When I was invited to give a talk at a Cambridge college a few years ago, I informed the organisers of a formal lunch that I didn’t eat meat. The butler whispered to me on arrival in the Great Hall: “Ah, yes, the vegetarian. You’re the first one we’ve had here since the 16th century.” When he returned with a salad, I helped myself to it via silver service. Sotto voce, he oozed: “I believe that Sir has worked in service.”
Around the same time, Michael Jackson was acquitted on child molestation charges. Now back sweating in the Californian desert, I was telephoned by BBC Radio 4’s Today programme to discuss the matter. My fellow interviewee was Max Clifford, presumably in a cooler London. I pontificated airily and was duly invited on to several other Radio 4 shows about the topic, such was their obeisance to the example set by noisy masculinity - whoops, I mean John Humphrys. But my moment soon passed.

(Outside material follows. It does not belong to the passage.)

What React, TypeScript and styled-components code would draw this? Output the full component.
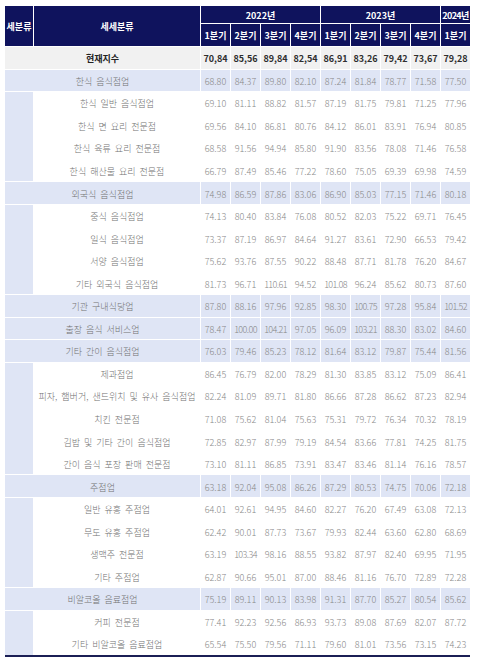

Max, conversely, had pointed out that Jackson needed to leave the country, perhaps head for a Gulf state and lie low. Jackson promptly followed suit. Max didn’t represent him but he had much more impact than I did.
The moral of these stories? All my fancy education couldn’t hide my chequered past from a gentleman’s gentleman. And all the semiotics in the world couldn’t offer more pertinent advice than a veteran publicist’s. But at least the Communist Party of Great Britain was listening. “Professor Miller is not necessarily spouting obscurantist scholastic nonsense,” it said of the interview. Nicer words were rarely written about me.